[PhD] Consideration of inter-rater variability in the perceptual assessment of speech and voice disorders and its integration into an automatic decision support system.

Although communication methods have changed significantly over the last twenty years with the digital age, and can replace speech in many situations, speech is still essential for successful integration into our society. Given the importance of oral communication, losing speech or language can be felt as a loss of humanity. By definition, communication disorders include any impairment of voice, speech, language and hearing that impairs communication.

In this thesis, we will focus on voice and speech disorders that may be related either to damage to the phonatory apparatus (dysphonia), or to neurological damage leading to motor disorders (dysarthria), or to damage related to a malformation or cancer located in the speech producing apparatus.

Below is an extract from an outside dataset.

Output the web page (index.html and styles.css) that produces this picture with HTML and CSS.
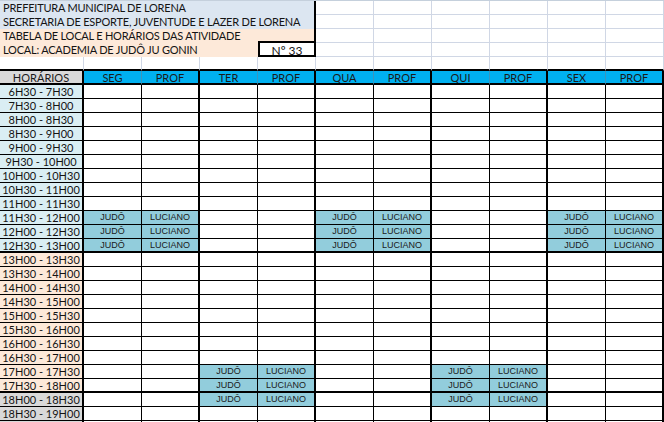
FILE: index.html
```html
<!DOCTYPE html>
<html lang="pt-BR">
<head>
<meta charset="utf-8">
<title>Tabela de horários</title>
<link rel="stylesheet" href="styles.css">
</head>
<body>
<div class="sheet">
  <div class="row"><div class="title blue">PREFEITURA MUNICIPAL DE LORENA</div><div></div><div></div><div></div><div></div><div></div><div></div></div>
  <div class="row"><div class="title blue">SECRETARIA DE ESPORTE, JUVENTUDE E LAZER DE LORENA</div><div></div><div></div><div></div><div></div><div></div><div></div></div>
  <div class="row"><div class="title peach">TABELA DE LOCAL E HORÁRIOS DAS ATIVIDADE</div><div></div><div></div><div></div><div></div><div></div><div></div></div>
  <div class="row"><div class="local peach">LOCAL: ACADEMIA DE JUDÔ JU GONIN</div><div class="num">Nº 33</div><div></div><div></div><div></div><div></div><div></div><div></div></div>
  <div class="row sep"><div></div><div></div><div></div><div></div><div></div><div></div><div></div><div></div><div></div><div></div><div></div></div>
  <div class="row head"><div class="hz">HORÁRIOS</div><div>SEG</div><div class="ge">PROF</div><div>TER</div><div class="ge">PROF</div><div>QUA</div><div class="ge">PROF</div><div>QUI</div><div class="ge">PROF</div><div>SEX</div><div class="ge">PROF</div></div>

  <div class="row data"><div class="tm tb">6H30 - 7H30</div><div></div><div class="ge"></div><div></div><div class="ge"></div><div></div><div class="ge"></div><div></div><div class="ge"></div><div></div><div class="ge"></div></div>
  <div class="row data"><div class="tm tb">7H30 - 8H00</div><div></div><div class="ge"></div><div></div><div class="ge"></div><div></div><div class="ge"></div><div></div><div class="ge"></div><div></div><div class="ge"></div></div>
  <div class="row data"><div class="tm tb">8H00 - 8H30</div><div></div><div class="ge"></div><div></div><div class="ge"></div><div></div><div class="ge"></div><div></div><div class="ge"></div><div></div><div class="ge"></div></div>
  <div class="row data"><div class="tm tb">8H30 - 9H00</div><div></div><div class="ge"></div><div></div><div class="ge"></div><div></div><div class="ge"></div><div></div><div class="ge"></div><div></div><div class="ge"></div></div>
  <div class="row data"><div class="tm tb">9H00 - 9H30</div><div></div><div class="ge"></div><div></div><div class="ge"></div><div></div><div class="ge"></div><div></div><div class="ge"></div><div></div><div class="ge"></div></div>
  <div class="row data"><div class="tm tb">9H30 - 10H00</div><div></div><div class="ge"></div><div></div><div class="ge"></div><div></div><div class="ge"></div><div></div><div class="ge"></div><div></div><div class="ge"></div></div>
  <div class="row data"><div class="tm tb">10H00 - 10H30</div><div></div><div class="ge"></div><div></div><div class="ge"></div><div></div><div class="ge"></div><div></div><div class="ge"></div><div></div><div class="ge"></div></div>
  <div class="row data"><div class="tm tb">10H30 - 11H00</div><div></div><div class="ge"></div><div></div><div class="ge"></div><div></div><div class="ge"></div><div></div><div class="ge"></div><div></div><div class="ge"></div></div>
  <div class="row data"><div class="tm tb">11H00 - 11H30</div><div></div><div class="ge"></div><div></div><div class="ge"></div><div></div><div class="ge"></div><div></div><div class="ge"></div><div></div><div class="ge"></div></div>
  <div class="row data"><div class="tm tb">11H30 - 12H00</div><div class="j">JUDÔ</div><div class="j ge">LUCIANO</div><div></div><div class="ge"></div><div class="j">JUDÔ</div><div class="j ge">LUCIANO</div><div></div><div class="ge"></div><div class="j">JUDÔ</div><div class="j ge">LUCIANO</div></div>
  <div class="row data"><div class="tm tb">12H00 - 12H30</div><div class="j">JUDÔ</div><div class="j ge">LUCIANO</div><div></div><div class="ge"></div><div class="j">JUDÔ</div><div class="j ge">LUCIANO</div><div></div><div class="ge"></div><div class="j">JUDÔ</div><div class="j ge">LUCIANO</div></div>
  <div class="row data tk"><div class="tm tb">12H30 - 13H00</div><div class="j">JUDÔ</div><div class="j ge">LUCIANO</div><div></div><div class="ge"></div><div class="j">JUDÔ</div><div class="j ge">LUCIANO</div><div></div><div class="ge"></div><div class="j">JUDÔ</div><div class="j ge">LUCIANO</div></div>
  <div class="row data"><div class="tm tp">13H00 - 13H30</div><div></div><div class="ge"></div><div></div><div class="ge"></div><div></div><div class="ge"></div><div></div><div class="ge"></div><div></div><div class="ge"></div></div>
  <div class="row data"><div class="tm tp">13H30 - 14H00</div><div></div><div class="ge"></div><div></div><div class="ge"></div><div></div><div class="ge"></div><div></div><div class="ge"></div><div></div><div class="ge"></div></div>
  <div class="row data"><div class="tm tp">14H00 - 14H30</div><div></div><div class="ge"></div><div></div><div class="ge"></div><div></div><div class="ge"></div><div></div><div class="ge"></div><div></div><div class="ge"></div></div>
  <div class="row data"><div class="tm tp">14H30 - 15H00</div><div></div><div class="ge"></div><div></div><div class="ge"></div><div></div><div class="ge"></div><div></div><div class="ge"></div><div></div><div class="ge"></div></div>
  <div class="row data"><div class="tm tp">15H00 - 15H30</div><div></div><div class="ge"></div><div></div><div class="ge"></div><div></div><div class="ge"></div><div></div><div class="ge"></div><div></div><div class="ge"></div></div>
  <div class="row data"><div class="tm tp">15H30 - 16H00</div><div></div><div class="ge"></div><div></div><div class="ge"></div><div></div><div class="ge"></div><div></div><div class="ge"></div><div></div><div class="ge"></div></div>
  <div class="row data"><div class="tm tp">16H00 - 16H30</div><div></div><div class="ge"></div><div></div><div class="ge"></div><div></div><div class="ge"></div><div></div><div class="ge"></div><div></div><div class="ge"></div></div>
  <div class="row data"><div class="tm tp">16H30 - 17H00</div><div></div><div class="ge"></div><div></div><div class="ge"></div><div></div><div class="ge"></div><div></div><div class="ge"></div><div></div><div class="ge"></div></div>
  <div class="row data"><div class="tm tp">17H00 - 17H30</div><div></div><div class="ge"></div><div class="j">JUDÔ</div><div class="j ge">LUCIANO</div><div></div><div class="ge"></div><div class="j">JUDÔ</div><div class="j ge">LUCIANO</div><div></div><div class="ge"></div></div>
  <div class="row data tk"><div class="tm tp">17H30 - 18H00</div><div></div><div class="ge"></div><div class="j">JUDÔ</div><div class="j ge">LUCIANO</div><div></div><div class="ge"></div><div class="j">JUDÔ</div><div class="j ge">LUCIANO</div><div></div><div class="ge"></div></div>
  <div class="row data"><div class="tm tg">18H00 - 18H30</div><div></div><div class="ge"></div><div class="j">JUDÔ</div><div class="j ge">LUCIANO</div><div></div><div class="ge"></div><div class="j">JUDÔ</div><div class="j ge">LUCIANO</div><div></div><div class="ge"></div></div>
  <div class="row data"><div class="tm tg">18H30 - 19H00</div><div></div><div class="ge"></div><div></div><div class="ge"></div><div></div><div class="ge"></div><div></div><div class="ge"></div><div></div><div class="ge"></div></div>
  <div class="row data"><div class="tm tg"></div><div></div><div class="ge"></div><div></div><div class="ge"></div><div></div><div class="ge"></div><div></div><div class="ge"></div><div></div><div class="ge"></div></div>
</div>
</body>
</html>
```

FILE: styles.css
```css
* {
  box-sizing: border-box;
}

html, body {
  margin: 0;
  padding: 0;
  background: #ffffff;
  overflow: hidden;
}

body {
  font-family: Lato, "Liberation Sans", sans-serif;
  font-size: 11px;
  color: #141414;
}

.sheet {
  display: flex;
  flex-direction: column;
  width: 664px;
  border-top: 1px solid #c5d0dc;
}

.row {
  display: grid;
  grid-template-columns: 84px repeat(10, 58px);
  height: 14px;
  flex: none;
}

.row > div {
  border-right: 1px solid #d0d7e5;
  border-bottom: 1px solid #d0d7e5;
  line-height: 13px;
  white-space: nowrap;
  overflow: hidden;
  text-align: center;
}

/* title block */
.row > .title {
  grid-column: span 5;
  text-align: left;
  padding-left: 3px;
  letter-spacing: -0.22px;
  border-right: 2px solid #000;
  border-bottom: none;
}

.row > .local {
  grid-column: span 4;
  text-align: left;
  padding-left: 3px;
  letter-spacing: -0.22px;
  border-right: none;
  border-bottom: none;
}

.blue {
  background: #dce6f1;
}

.peach {
  background: #fde9d9;
}

.row > .num {
  background: #ffffff;
  border: 2px solid #000;
  margin-top: -2px;
  height: 16px;
  line-height: 14px;
  padding-top: 1px;
  font-size: 12px;
}

.row.sep > div {
  border-bottom: 2px solid #000;
}

/* header row */
.row.head > div {
  background: #00b0f0;
  border-right: 1px solid #3d95bd;
  border-bottom: 2px solid #000;
  line-height: 13px;
  color: #1a1a1a;
}

.row.head > .hz {
  background: #d9d9d9;
  border-right: 2px solid #000;
}

.row.head > .ge {
  border-right: 2px solid #000;
}

/* data rows */
.row.data > div {
  border-right: 1px solid #000;
  border-bottom: 1px solid #000;
}

.row.data > .ge {
  border-right-width: 2px;
}

.row.data > .tm {
  border-right-width: 2px;
}

.row.data.tk > div {
  border-bottom-width: 2px;
}

.tb {
  background: #daeef3;
}

.tp {
  background: #fde9d9;
}

.tg {
  background: #d9d9d9;
}

.row.data > .j {
  background: #92cddc;
  font-family: "Liberation Sans", Arial, sans-serif;
  font-size: 9px;
  line-height: 12px;
  color: #1a1a1a;
}
```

These different diseases can lead to a deterioration in the functioning of the speech production system, with a highly variable impact on communication in affected patients. These communication disorders can have a significant impact on the quality of life of patients, which can interfere with their daily life, their professional activities, their social and family relationships and lead to other illnesses such as depression.

Improving the quality of life of patients is a central objective of the care pathway in which the maintenance of oral communication is one of the points to be considered by clinicians. In this context, the assessment of voice and speech disorders and their longitudinal evolution take an important place both at the time of diagnosis and in the choice of the patient’s therapeutic management (including the rehabilitation phase) and follow-up.

The perceptual assessment of speech and voice disorders, known as the “ear” assessment, is currently the most widely used method in clinical practice, despite its highly subjective, variable and difficult to reproduce nature, which is widely emphasised in the literature.

The LIA has been working for about fifteen years on voice and speech disorders, and more particularly on the way in which automatic processing tools can help clinical experts in their acoustic-phonetic analysis of the speech signal and perceptive analysis of the subjects’ productions (controls and patients). The aim of this work is to gain a better understanding of the impairments inherent to the disorders and to provide, in fine, objective assessment approaches of these impairments, usable in clinical practice. This thesis is a continuation of this work and addresses the problem of perceptual evaluation specific to this context and its implication in the development of supervised automatic approaches for the objective evaluation of speech and voice disorders.

Given the acknowledged subjectivity of perceptual assessment, its non-reproducibility, the intra- and inter-rater differences potentially observed in our work but also in the literature, can we use these perceptual measures as a “gold standard” for learning models for speech impairment assessment tasks and for evaluating their performance?
In parallel, it would be interesting to identify on which perceptual information extracted from speech productions these experts base their assessments. Is this perceptual information similar in terms of quality? quantity? Is it possible to find “alteration patterns” in the speech productions that could explain the different/convergent behaviours of each of these experts?

On the basis of these answers, the next question to be addressed by this work will be to identify how to take into account this variability, observed in the perceptual evaluations produced by a panel of experts, in an automatic system leading to a rapid, objective and explainable evaluation that can be used in clinical practice.